Blog

A Government Cyber Alert Every CIO Should Pay Attention To

In cybersecurity, most warnings blend into the background noise. Patch advisories. Routine updates. Vendor notifications are buried in inboxes.
This one doesn’t.

India’s national cyber authority, CERT-In, has issued a high-severity cybersecurity alert affecting some of the most trusted technologies used across enterprises today Apple devices and Google Chrome.

For CIOs, this alert is not about consumer inconvenience.
It’s about enterprise exposure hiding in plain sight.

Why is this alert different?

Apple devices and Chrome browsers sit at the heart of modern enterprises. They power executive workflows, finance teams, developers, remote employees, third-party vendors, and leadership communications.

When a government agency flags vulnerabilities in these platforms, it signals three critical realities:

  1. The attack surface is massive
  2. The exploits are practical, not theoretical
  3. The impact can extend far beyond individual devices

CERT-In’s advisory highlights vulnerabilities that could allow attackers to:

  • Access sensitive data
  • Execute malicious code
  • Compromise systems through seemingly harmless files or web activity

For enterprises, that translates directly into data risk, compliance risk, and operational risk.

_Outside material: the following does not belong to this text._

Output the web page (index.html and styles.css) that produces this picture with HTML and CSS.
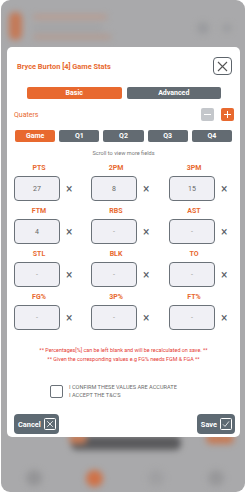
FILE: index.html
```html
<!DOCTYPE html>
<html lang="en">
<head>
    <meta charset="UTF-8">
    <meta name="viewport" content="width=device-width, initial-scale=1.0">
    <title>Game Stats</title>
    <link rel="stylesheet" href="styles.css">
</head>
<body>
    <div class="screen">
        <!-- blurred app behind the dialog -->
        <div class="backdrop">
            <div class="blob blob-avatar"></div>
            <div class="blob blob-line l1"></div>
            <div class="blob blob-line l2"></div>
            <div class="blob blob-line l3"></div>
            <div class="blob blob-dot d1"></div>
            <div class="blob blob-dot d2"></div>
            <div class="blob blob-bar"></div>
            <div class="blob blob-bar-end e1"></div>
            <div class="blob blob-bar-end e2"></div>
            <div class="blob blob-nav n1"></div>
            <div class="blob blob-nav n2"></div>
            <div class="blob blob-nav n3"></div>
            <div class="blob blob-nav n4"></div>
        </div>

        <div class="modal">
            <div class="modal-header">
                <h2>Bryce Burton [4] Game Stats</h2>
                <button class="close-btn" type="button">
                    <svg width="11" height="11" viewBox="0 0 11 11"><path d="M1 1L10 10M10 1L1 10" stroke="#555" stroke-width="1.1" fill="none"/></svg>
                </button>
            </div>

            <div class="mode-tabs">
                <button class="mode-tab active">Basic</button>
                <button class="mode-tab">Advanced</button>
            </div>

            <div class="quarters-row">
                <span class="quarters-label">Quaters</span>
                <div class="step-btns">
                    <button class="step-btn minus"><span></span></button>
                    <button class="step-btn plus"><span></span><span class="v"></span></button>
                </div>
            </div>

            <div class="period-tabs">
                <button class="period-tab active">Game</button>
                <button class="period-tab">Q1</button>
                <button class="period-tab">Q2</button>
                <button class="period-tab">Q3</button>
                <button class="period-tab">Q4</button>
            </div>

            <p class="scroll-hint">Scroll to view more fields</p>

            <div class="stats-grid">
                <div class="stat"><label>PTS</label><div class="stat-row"><div class="stat-box">27</div><span class="clear">&times;</span></div></div>
                <div class="stat"><label>2PM</label><div class="stat-row"><div class="stat-box">8</div><span class="clear">&times;</span></div></div>
                <div class="stat"><label>3PM</label><div class="stat-row"><div class="stat-box">15</div><span class="clear">&times;</span></div></div>
                <div class="stat"><label>FTM</label><div class="stat-row"><div class="stat-box">4</div><span class="clear">&times;</span></div></div>
                <div class="stat"><label>RBS</label><div class="stat-row"><div class="stat-box empty">-</div><span class="clear">&times;</span></div></div>
                <div class="stat"><label>AST</label><div class="stat-row"><div class="stat-box empty">-</div><span class="clear">&times;</span></div></div>
                <div class="stat"><label>STL</label><div class="stat-row"><div class="stat-box empty">-</div><span class="clear">&times;</span></div></div>
                <div class="stat"><label>BLK</label><div class="stat-row"><div class="stat-box empty">-</div><span class="clear">&times;</span></div></div>
                <div class="stat"><label>TO</label><div class="stat-row"><div class="stat-box empty">-</div><span class="clear">&times;</span></div></div>
                <div class="stat"><label>FG%</label><div class="stat-row"><div class="stat-box empty">-</div><span class="clear">&times;</span></div></div>
                <div class="stat"><label>3P%</label><div class="stat-row"><div class="stat-box empty">-</div><span class="clear">&times;</span></div></div>
                <div class="stat"><label>FT%</label><div class="stat-row"><div class="stat-box empty">-</div><span class="clear">&times;</span></div></div>
            </div>

            <div class="notes">
                <p>** Percentages[%] can be left blank and will be recalculated on save. **</p>
                <p>** Given the corresponding values e.g FG% needs FGM &amp; FGA **</p>
            </div>

            <div class="confirm">
                <span class="checkbox"></span>
                <div class="confirm-text">
                    <div>I CONFIRM THESE VALUES ARE ACCURATE</div>
                    <div>I ACCEPT THE T&amp;C'S</div>
                </div>
            </div>

            <div class="actions">
                <button class="action-btn">Cancel
                    <svg width="12" height="12" viewBox="0 0 12 12"><rect x="0.5" y="0.5" width="11" height="11" rx="1" stroke="#fff" fill="none"/><path d="M3.2 3.2L8.8 8.8M8.8 3.2L3.2 8.8" stroke="#fff" stroke-width="0.8"/></svg>
                </button>
                <button class="action-btn">Save
                    <svg width="12" height="12" viewBox="0 0 12 12"><rect x="0.5" y="0.5" width="11" height="11" rx="1" stroke="#fff" fill="none"/><path d="M3 6.4L5 8.4L9 3.4" stroke="#fff" stroke-width="0.8" fill="none"/></svg>
                </button>
            </div>
        </div>
    </div>
</body>
</html>
```
FILE: styles.css
```css
body {
    margin: 0;
    padding: 0;
    background-color: #fff;
    font-family: Roboto, "Liberation Sans", Arial, sans-serif;
}

button {
    font-family: inherit;
    border: none;
    padding: 0;
    cursor: pointer;
}

.screen {
    position: relative;
    width: 244px;
    height: 492px;
    margin-left: 1px;
    background-color: #a9a9ab;
    border-radius: 9px;
    overflow: hidden;
}

/* blurred page underneath */
.backdrop {
    position: absolute;
    inset: 0;
    filter: blur(3px);
}

.blob {
    position: absolute;
}

.blob-avatar {
    left: 8px;
    top: 12px;
    width: 13px;
    height: 28px;
    border-radius: 6px;
    background-color: #c47a58;
}

.blob-line {
    left: 32px;
    height: 4px;
    border-radius: 2px;
}

.l1 { top: 15px; width: 74px; background-color: #bb988a; }
.l2 { top: 26px; width: 70px; background-color: #a0a0a2; }
.l3 { top: 35px; width: 78px; background-color: #b4978b; }

.blob-dot {
    top: 22px;
    width: 12px;
    height: 12px;
    border-radius: 50%;
    background-color: #9a9b9e;
}

.d1 { left: 196px; }
.d2 { left: 222px; width: 8px; height: 8px; top: 24px; }

.blob-bar {
    left: 70px;
    top: 436px;
    width: 110px;
    height: 14px;
    border-radius: 6px;
    background-color: #5a5a5c;
}

.blob-bar-end {
    top: 434px;
    height: 10px;
    border-radius: 5px;
    background-color: #c67b56;
}

.e1 { left: 68px; width: 18px; }
.e2 { left: 205px; width: 28px; }

.blob-nav {
    top: 470px;
    width: 16px;
    height: 16px;
    border-radius: 50%;
    background-color: #959597;
}

.n1 { left: 25px; }
.n2 { left: 85px; width: 17px; height: 17px; background-color: #cf7248; }
.n3 { left: 147px; background-color: #a0a0a2; }
.n4 { left: 207px; background-color: #98989a; }

/* dialog */
.modal {
    position: absolute;
    left: 6px;
    top: 47px;
    width: 233px;
    height: 390px;
    background-color: #fff;
    border-radius: 5px;
    box-sizing: border-box;
}

.modal-header {
    display: flex;
    align-items: center;
    justify-content: space-between;
    padding: 10px 8px 0 10px;
}

.modal-header h2 {
    margin: 0;
    font-size: 7.4px;
    font-weight: bold;
    color: #e8692f;
}

.close-btn {
    width: 19px;
    height: 18px;
    border: 1px solid #5d646b;
    border-radius: 4px;
    background-color: #fff;
    display: flex;
    align-items: center;
    justify-content: center;
}

.mode-tabs {
    display: flex;
    gap: 5px;
    padding: 12px 19px 0 20px;
}

.mode-tab {
    flex: 1;
    height: 12px;
    border-radius: 2px;
    background-color: #636b72;
    color: #fff;
    font-size: 7px;
    font-weight: bold;
}

.mode-tab.active {
    background-color: #e8692f;
}

.quarters-row {
    display: flex;
    align-items: center;
    justify-content: space-between;
    padding: 9px 6px 0 7px;
}

.quarters-label {
    color: #e8692f;
    font-size: 7px;
}

.step-btns {
    display: flex;
    gap: 7px;
}

.step-btn {
    position: relative;
    width: 13px;
    height: 13px;
    border-radius: 2px;
    background-color: #c4c7cb;
}

.step-btn.plus {
    background-color: #e8692f;
}

.step-btn span {
    position: absolute;
    left: 3px;
    top: 6px;
    width: 7px;
    height: 1px;
    background-color: #fff;
}

.step-btn span.v {
    left: 6px;
    top: 3px;
    width: 1px;
    height: 7px;
}

.period-tabs {
    display: flex;
    gap: 4px;
    padding: 9px 8px 0 8px;
}

.period-tab {
    flex: 1;
    height: 12px;
    border-radius: 2px;
    background-color: #636b72;
    color: #fff;
    font-size: 7px;
    font-weight: bold;
}

.period-tab.active {
    background-color: #e8692f;
}

.scroll-hint {
    margin: 8px 0 0;
    text-align: center;
    font-size: 5.6px;
    color: #777;
}

.stats-grid {
    display: grid;
    grid-template-columns: 77px 78px 1fr;
    row-gap: 6px;
    padding: 8px 6px 0 7px;
}

.stat label {
    display: block;
    width: 50px;
    text-align: center;
    color: #e8692f;
    font-size: 7px;
    font-weight: bold;
    line-height: 8px;
    margin-bottom: 4px;
}

.stat-row {
    display: flex;
    align-items: center;
}

.stat-box {
    width: 46px;
    height: 25px;
    box-sizing: border-box;
    border: 1.3px solid #6b7279;
    border-radius: 4px;
    background-color: #f0f0f5;
    display: flex;
    align-items: center;
    justify-content: center;
    font-size: 7px;
    color: #666;
}

.stat-box.empty {
    color: #999;
}

.clear {
    margin-left: 6px;
    font-size: 12px;
    line-height: 12px;
    color: #5a6067;
}

.notes {
    padding-top: 16px;
    text-align: center;
}

.notes p {
    margin: 0;
    font-size: 5.4px;
    line-height: 9px;
    color: #e53a33;
}

.confirm {
    display: flex;
    align-items: center;
    gap: 6px;
    padding: 19px 0 0 43px;
}

.checkbox {
    width: 13px;
    height: 13px;
    box-sizing: border-box;
    border: 1px solid #6b7279;
    border-radius: 2px;
}

.confirm-text {
    font-size: 5.6px;
    line-height: 8px;
    color: #6b6b6b;
}

.actions {
    display: flex;
    justify-content: space-between;
    padding: 15px 5px 0 7px;
}

.action-btn {
    display: flex;
    align-items: center;
    gap: 3px;
    height: 20px;
    padding: 0 3px 0 4px;
    border-radius: 4px;
    background-color: #5e6a73;
    color: #fff;
    font-size: 7.4px;
    font-weight: bold;
}
```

The uncomfortable truth for CIOs

Most enterprises assume that premium hardware and widely adopted software are inherently secure.

They are not.

Apple’s ecosystem is often perceived as “secure by default.” Chrome is considered enterprise-grade. Yet history shows a consistent pattern:
attackers follow adoption, not assumptions.

When millions of users rely on the same platforms, a single vulnerability becomes a multiplier.

This alert is not about Apple or Google failing.
It’s about how quickly enterprise risk can scale when foundational tools are exposed.

What’s really at risk inside the enterprise

For CIOs, the risk is not limited to individual endpoints. The real danger lies in how these devices connect to the enterprise ecosystem.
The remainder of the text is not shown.